▶ Requirement
Write out the listing, please, but only from its first line through the line containing "import React from 'react'", exactly as given and without pictures.

▶ Data excerpt
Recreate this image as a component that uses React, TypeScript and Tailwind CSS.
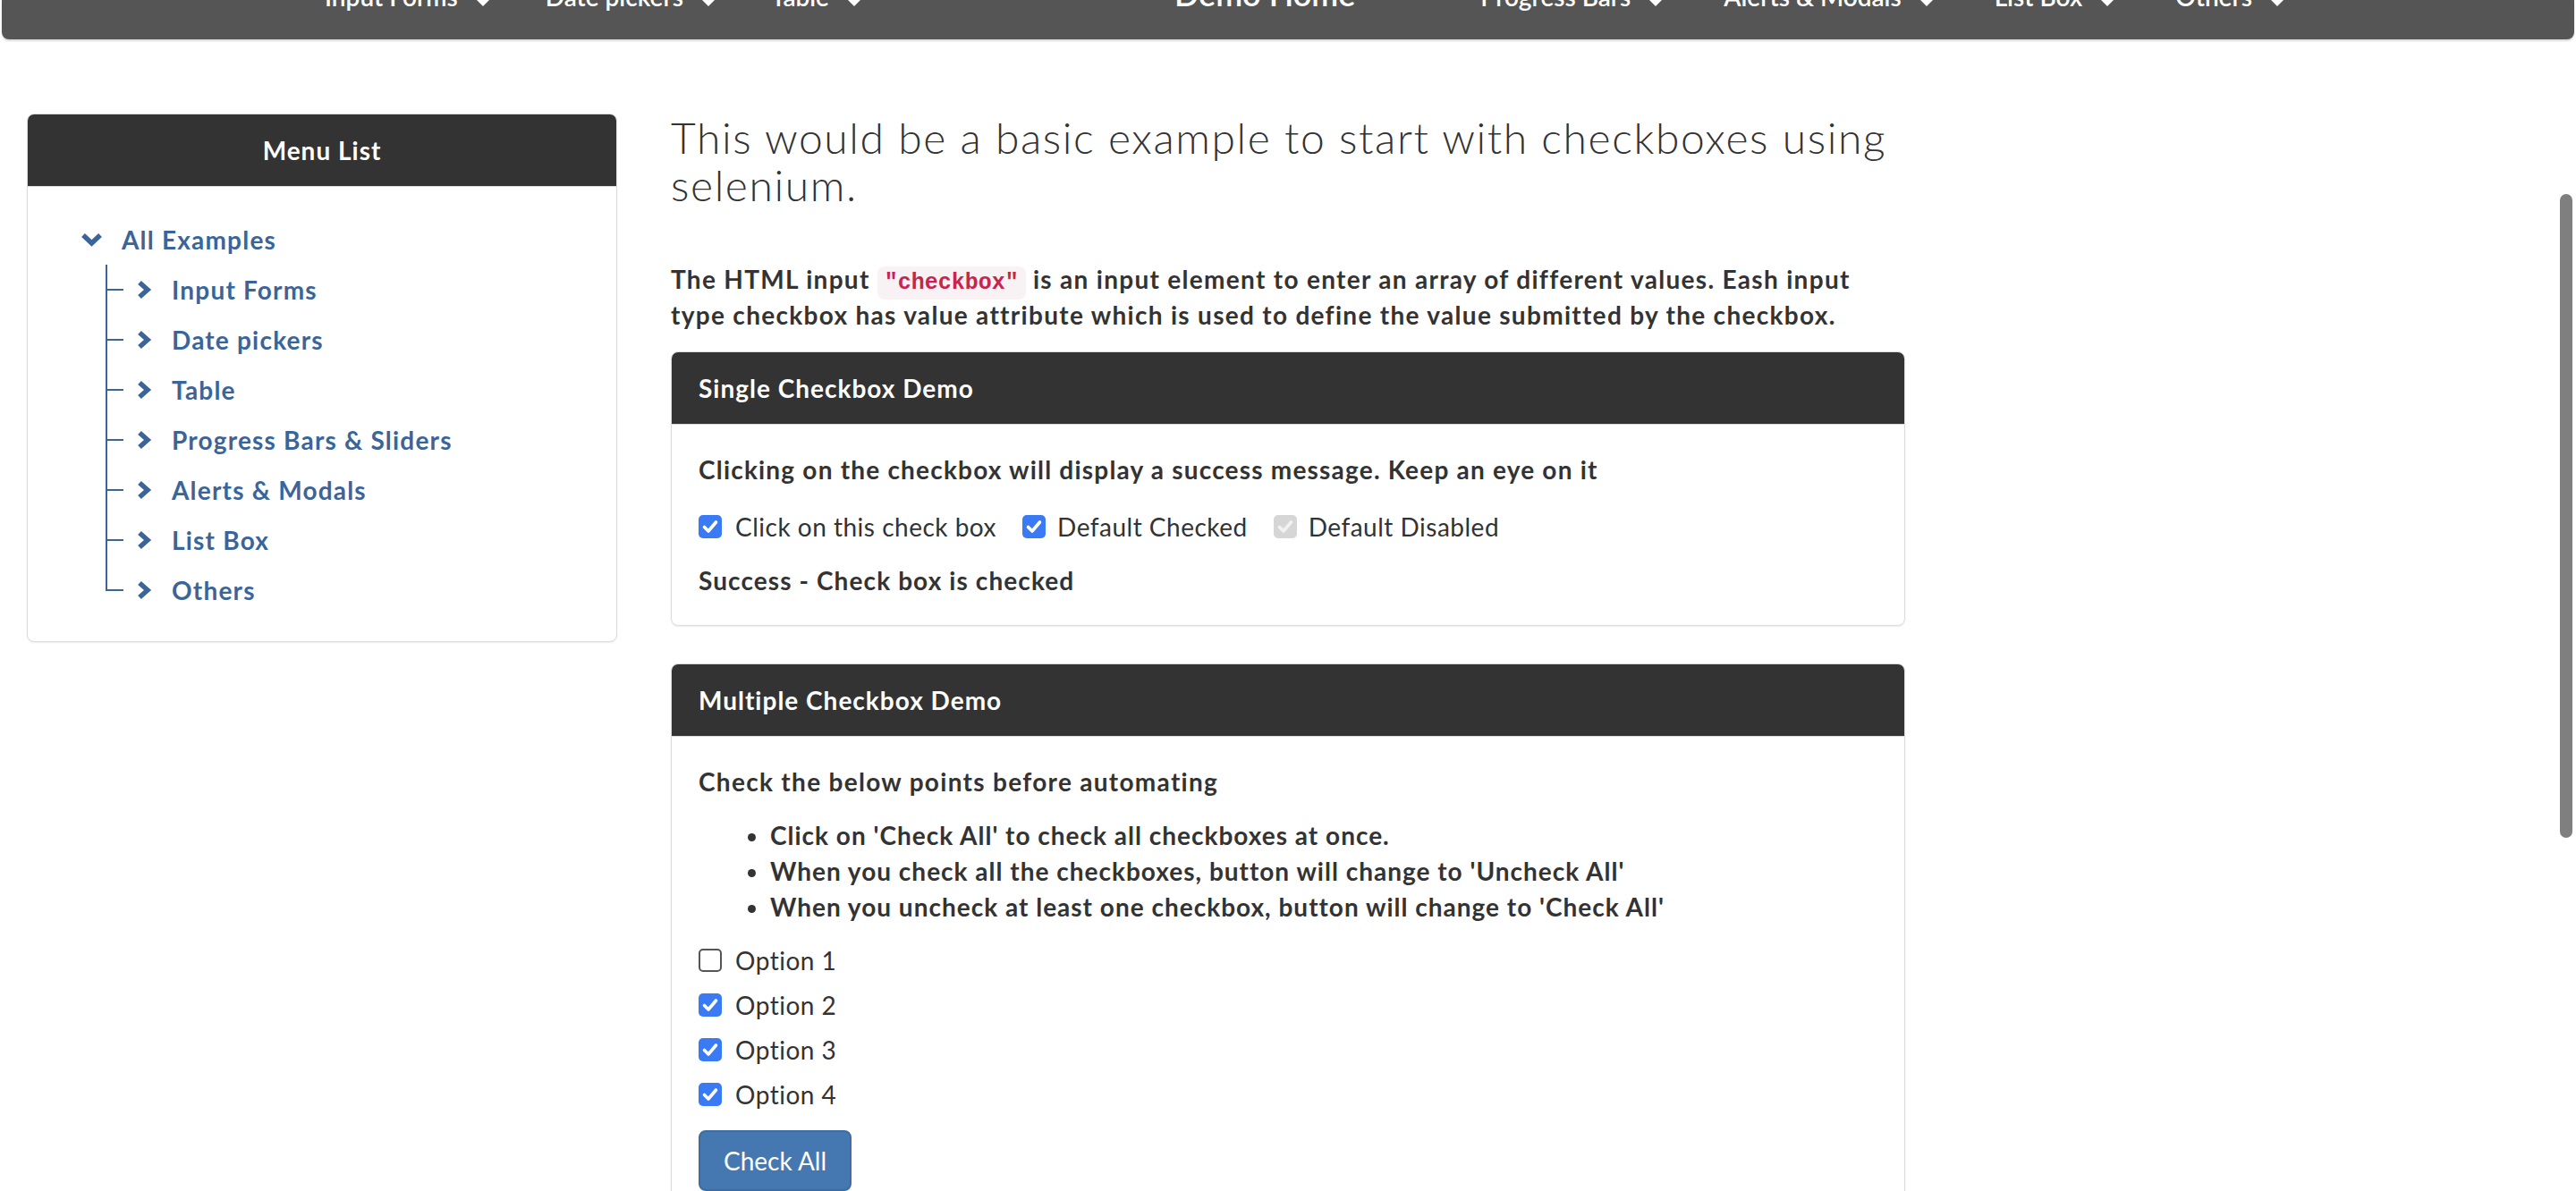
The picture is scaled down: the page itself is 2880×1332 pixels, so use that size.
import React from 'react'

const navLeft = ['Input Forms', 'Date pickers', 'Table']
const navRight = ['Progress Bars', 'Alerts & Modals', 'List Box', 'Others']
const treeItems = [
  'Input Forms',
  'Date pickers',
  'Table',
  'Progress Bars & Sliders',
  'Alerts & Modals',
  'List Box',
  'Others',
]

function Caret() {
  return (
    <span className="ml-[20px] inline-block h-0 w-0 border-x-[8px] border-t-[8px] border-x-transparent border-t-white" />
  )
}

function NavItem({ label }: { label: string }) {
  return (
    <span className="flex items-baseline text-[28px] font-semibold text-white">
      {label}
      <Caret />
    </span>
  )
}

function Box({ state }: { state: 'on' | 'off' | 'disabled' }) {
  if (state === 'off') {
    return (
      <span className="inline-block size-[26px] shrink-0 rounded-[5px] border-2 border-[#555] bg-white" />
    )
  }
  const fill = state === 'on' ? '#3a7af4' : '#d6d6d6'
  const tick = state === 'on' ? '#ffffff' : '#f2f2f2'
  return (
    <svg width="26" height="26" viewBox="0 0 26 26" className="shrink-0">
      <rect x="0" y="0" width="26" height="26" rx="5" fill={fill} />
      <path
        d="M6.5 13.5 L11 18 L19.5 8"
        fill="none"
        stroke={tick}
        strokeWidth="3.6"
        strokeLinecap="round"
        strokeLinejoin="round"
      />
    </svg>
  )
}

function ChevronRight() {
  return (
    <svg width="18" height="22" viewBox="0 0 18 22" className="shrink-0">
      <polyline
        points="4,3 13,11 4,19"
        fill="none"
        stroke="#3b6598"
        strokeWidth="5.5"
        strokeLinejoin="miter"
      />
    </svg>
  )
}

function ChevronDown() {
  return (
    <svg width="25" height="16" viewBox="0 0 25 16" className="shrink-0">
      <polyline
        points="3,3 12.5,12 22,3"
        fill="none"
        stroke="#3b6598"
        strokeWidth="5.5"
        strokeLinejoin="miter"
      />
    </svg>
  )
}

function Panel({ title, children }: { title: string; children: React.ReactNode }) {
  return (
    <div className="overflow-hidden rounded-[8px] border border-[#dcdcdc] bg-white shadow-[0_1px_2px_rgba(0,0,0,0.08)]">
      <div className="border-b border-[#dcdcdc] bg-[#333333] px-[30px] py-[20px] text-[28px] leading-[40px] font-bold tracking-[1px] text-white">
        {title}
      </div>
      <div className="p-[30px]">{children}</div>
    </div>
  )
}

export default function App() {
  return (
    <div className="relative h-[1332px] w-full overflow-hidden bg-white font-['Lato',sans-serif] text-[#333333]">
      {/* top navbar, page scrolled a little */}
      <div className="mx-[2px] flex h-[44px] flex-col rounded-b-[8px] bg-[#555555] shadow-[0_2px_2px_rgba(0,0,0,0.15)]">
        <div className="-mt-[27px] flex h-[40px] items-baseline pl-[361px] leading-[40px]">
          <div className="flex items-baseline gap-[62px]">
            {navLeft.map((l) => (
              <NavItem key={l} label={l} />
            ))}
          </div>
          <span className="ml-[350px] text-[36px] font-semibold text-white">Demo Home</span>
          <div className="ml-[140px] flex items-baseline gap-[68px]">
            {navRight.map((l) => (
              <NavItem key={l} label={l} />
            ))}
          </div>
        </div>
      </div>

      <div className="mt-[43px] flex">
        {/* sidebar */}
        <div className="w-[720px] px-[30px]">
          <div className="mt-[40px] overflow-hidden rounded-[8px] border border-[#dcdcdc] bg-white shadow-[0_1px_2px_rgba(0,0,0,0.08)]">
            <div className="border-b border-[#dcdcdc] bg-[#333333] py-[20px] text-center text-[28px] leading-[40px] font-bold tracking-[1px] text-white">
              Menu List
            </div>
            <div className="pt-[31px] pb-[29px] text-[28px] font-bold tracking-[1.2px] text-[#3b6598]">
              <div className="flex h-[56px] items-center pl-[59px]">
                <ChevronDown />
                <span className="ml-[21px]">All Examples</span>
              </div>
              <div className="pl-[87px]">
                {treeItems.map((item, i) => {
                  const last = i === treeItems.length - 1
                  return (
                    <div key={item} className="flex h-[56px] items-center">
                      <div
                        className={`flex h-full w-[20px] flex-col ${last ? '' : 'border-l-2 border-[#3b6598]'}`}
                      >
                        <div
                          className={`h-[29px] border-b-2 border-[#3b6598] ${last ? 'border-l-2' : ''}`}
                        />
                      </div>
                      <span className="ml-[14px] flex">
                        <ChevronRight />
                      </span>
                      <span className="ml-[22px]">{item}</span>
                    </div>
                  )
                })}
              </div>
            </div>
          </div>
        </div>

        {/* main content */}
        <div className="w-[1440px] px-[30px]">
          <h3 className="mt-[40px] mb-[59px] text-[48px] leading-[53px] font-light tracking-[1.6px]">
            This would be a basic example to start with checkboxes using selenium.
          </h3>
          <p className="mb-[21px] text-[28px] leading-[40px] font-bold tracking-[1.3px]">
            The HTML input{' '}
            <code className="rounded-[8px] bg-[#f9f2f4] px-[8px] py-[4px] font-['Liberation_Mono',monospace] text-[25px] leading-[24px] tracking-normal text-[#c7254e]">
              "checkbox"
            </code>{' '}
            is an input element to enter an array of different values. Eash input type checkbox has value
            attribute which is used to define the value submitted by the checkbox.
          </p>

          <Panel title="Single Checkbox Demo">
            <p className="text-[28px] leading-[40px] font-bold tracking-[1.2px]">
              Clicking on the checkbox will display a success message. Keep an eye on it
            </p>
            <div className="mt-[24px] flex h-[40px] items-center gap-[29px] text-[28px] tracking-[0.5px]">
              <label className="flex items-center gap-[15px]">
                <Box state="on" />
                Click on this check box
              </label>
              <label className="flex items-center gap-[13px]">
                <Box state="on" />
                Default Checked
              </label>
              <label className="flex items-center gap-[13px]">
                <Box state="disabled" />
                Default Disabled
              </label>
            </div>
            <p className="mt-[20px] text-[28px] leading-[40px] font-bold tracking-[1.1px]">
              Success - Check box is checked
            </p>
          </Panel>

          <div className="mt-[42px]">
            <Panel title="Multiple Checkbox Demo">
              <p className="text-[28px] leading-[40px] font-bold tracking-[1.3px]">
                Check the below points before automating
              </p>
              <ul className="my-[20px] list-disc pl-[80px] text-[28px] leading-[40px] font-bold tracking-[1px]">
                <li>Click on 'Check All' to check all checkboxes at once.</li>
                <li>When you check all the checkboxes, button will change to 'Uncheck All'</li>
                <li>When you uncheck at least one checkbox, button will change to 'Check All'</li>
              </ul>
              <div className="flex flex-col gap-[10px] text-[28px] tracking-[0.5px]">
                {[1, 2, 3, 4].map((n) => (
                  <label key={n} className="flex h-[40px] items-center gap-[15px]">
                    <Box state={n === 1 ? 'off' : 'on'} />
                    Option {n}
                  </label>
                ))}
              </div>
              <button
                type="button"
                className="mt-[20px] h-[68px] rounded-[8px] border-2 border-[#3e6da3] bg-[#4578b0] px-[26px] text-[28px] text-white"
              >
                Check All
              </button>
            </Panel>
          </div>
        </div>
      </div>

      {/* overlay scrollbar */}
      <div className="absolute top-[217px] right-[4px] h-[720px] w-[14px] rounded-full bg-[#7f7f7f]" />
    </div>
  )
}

▶ Final result
Recreate this image as a component that uses React, TypeScript and Tailwind CSS.
The picture is scaled down: the page itself is 2880×1332 pixels, so use that size.
import React from 'react'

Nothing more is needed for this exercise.